--- Begin COLLECTED DATA ---

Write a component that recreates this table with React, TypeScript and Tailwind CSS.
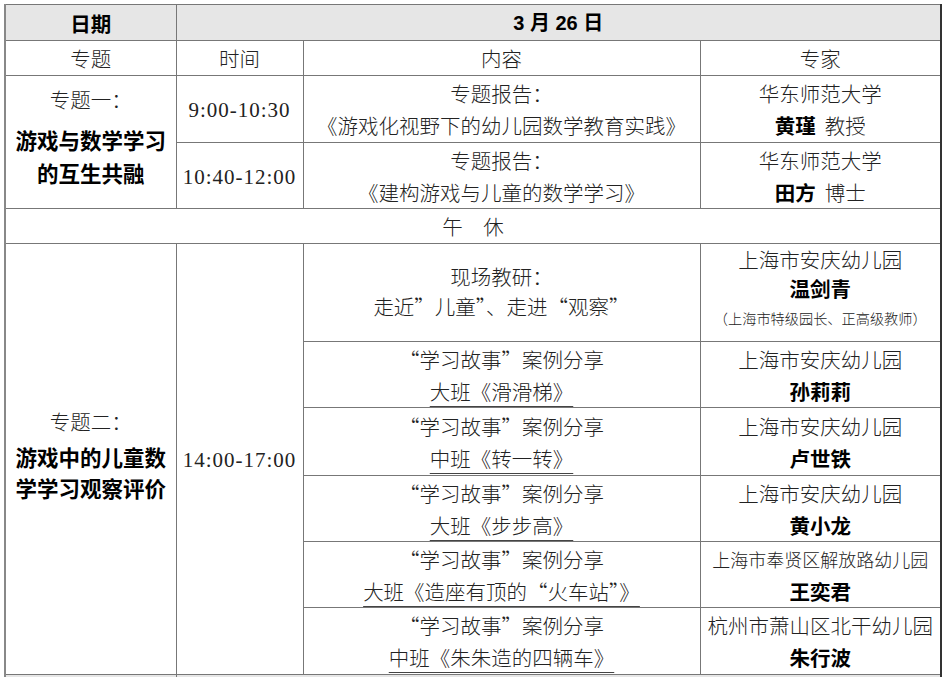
const cjk = "font-['Noto_Sans_CJK_SC',sans-serif]";
const td = "border border-[#777] text-center align-middle p-0";

const stories = [
  { title: "大班《滑滑梯》", org: "上海市安庆幼儿园", name: "孙莉莉", h: "h-[66px]" },
  { title: "中班《转一转》", org: "上海市安庆幼儿园", name: "卢世铁", h: "h-[68px]" },
  { title: "大班《步步高》", org: "上海市安庆幼儿园", name: "黄小龙", h: "h-[66px]" },
  {
    title: "大班《造座有顶的“火车站”》",
    org: "上海市奉贤区解放路幼儿园",
    name: "王奕君",
    h: "h-[66px]",
    small: true,
  },
  { title: "中班《朱朱造的四辆车》", org: "杭州市萧山区北干幼儿园", name: "朱行波", h: "h-[67px]" },
];

function Time({ children }: { children: string }) {
  return (
    <span className="font-['Liberation_Serif',serif] font-normal text-[21px] tracking-[1px] text-[#222]">
      {children}
    </span>
  );
}

export default function App() {
  return (
    <div className={`bg-white w-[944px] h-[677px] overflow-hidden pt-[4px] pl-[4px] ${cjk}`}>
      <table className="table-fixed border-collapse w-[936px] border-r-2 border-r-[#333] text-[20.5px] leading-[32px] text-[#222] font-light">
        <colgroup>
          <col className="w-[171px]" />
          <col className="w-[127px]" />
          <col className="w-[397px]" />
          <col className="w-[241px]" />
        </colgroup>
        <tbody>
          <tr className="h-[36px] bg-[#e6e6e6]">
            <td className={`${td} border-l-2 border-l-[#888] font-bold text-black`}>日期</td>
            <td
              colSpan={3}
              className={`${td} font-bold text-black font-['Liberation_Sans','Noto_Sans_CJK_SC',sans-serif] text-[20px]`}
            >
              3 月 26 日
            </td>
          </tr>
          <tr className="h-[35px]">
            <td className={`${td} border-l-2 border-l-[#888]`}>专题</td>
            <td className={td}>时间</td>
            <td className={td}>内容</td>
            <td className={td}>专家</td>
          </tr>
          <tr className="h-[67px]">
            <td rowSpan={2} className={`${td} border-l-2 border-l-[#888] pb-[13px]`}>
              <div className="mb-[8px]">专题一：</div>
              <div className="font-bold text-black text-[21.5px] leading-[33px]">
                游戏与数学学习
                <br />
                的互生共融
              </div>
            </td>
            <td className={td}>
              <Time>9:00-10:30</Time>
            </td>
            <td className={td}>
              专题报告：
              <br />
              《游戏化视野下的幼儿园数学教育实践》
            </td>
            <td className={td}>
              华东师范大学
              <br />
              <b className="font-bold text-black">黄瑾</b>&nbsp;&nbsp;教授
            </td>
          </tr>
          <tr className="h-[66px]">
            <td className={td}>
              <Time>10:40-12:00</Time>
            </td>
            <td className={td}>
              专题报告：
              <br />
              《建构游戏与儿童的数学学习》
            </td>
            <td className={td}>
              华东师范大学
              <br />
              <b className="font-bold text-black">田方</b>&nbsp;&nbsp;博士
            </td>
          </tr>
          <tr className="h-[35px]">
            <td colSpan={4} className={`${td} border-l-2 border-l-[#888]`}>
              午　休
            </td>
          </tr>
          <tr className="h-[98px]">
            <td rowSpan={6} className={`${td} border-l-2 border-l-[#888] pb-[10px]`}>
              <div className="mb-[4px]">专题二：</div>
              <div className="font-bold text-black text-[21.5px] leading-[31px]">
                游戏中的儿童数
                <br />
                学学习观察评价
              </div>
            </td>
            <td rowSpan={6} className={td}>
              <Time>14:00-17:00</Time>
            </td>
            <td className={`${td} leading-[30px] pb-[4px]`}>
              现场教研：
              <br />
              走近”儿童”、走进“观察”
            </td>
            <td className={`${td} leading-[29px] pb-[8px]`}>
              上海市安庆幼儿园
              <br />
              <b className="font-bold text-black">温剑青</b>
              <div className="text-[14.2px] leading-[30px]">（上海市特级园长、正高级教师）</div>
            </td>
          </tr>
          {stories.map((s) => (
            <tr key={s.name} className={s.h}>
              <td className={td}>
                “学习故事”案例分享
                <br />
                <span className="underline decoration-[#444] decoration-1 underline-offset-[6px]">
                  {s.title}
                </span>
              </td>
              <td className={td}>
                <div className={s.small ? "text-[18px]" : ""}>{s.org}</div>
                <b className="font-bold text-black">{s.name}</b>
              </td>
            </tr>
          ))}
          <tr className="h-[40px] bg-[#e6e6e6]">
            <td className={`${td} border-l-2 border-l-[#888]`}></td>
            <td colSpan={3} className={td}></td>
          </tr>
        </tbody>
      </table>
    </div>
  );
}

--- End COLLECTED DATA ---

» PROBLEM DETAILS: Repeat the listing above from its first line through the line that contains "border-[#777] text-center align-middle", both included, and nothing more. Drop the pictures.

» WRITTEN SOLUTION:
Write a component that recreates this table with React, TypeScript and Tailwind CSS.
const cjk = "font-['Noto_Sans_CJK_SC',sans-serif]";
const td = "border border-[#777] text-center align-middle p-0";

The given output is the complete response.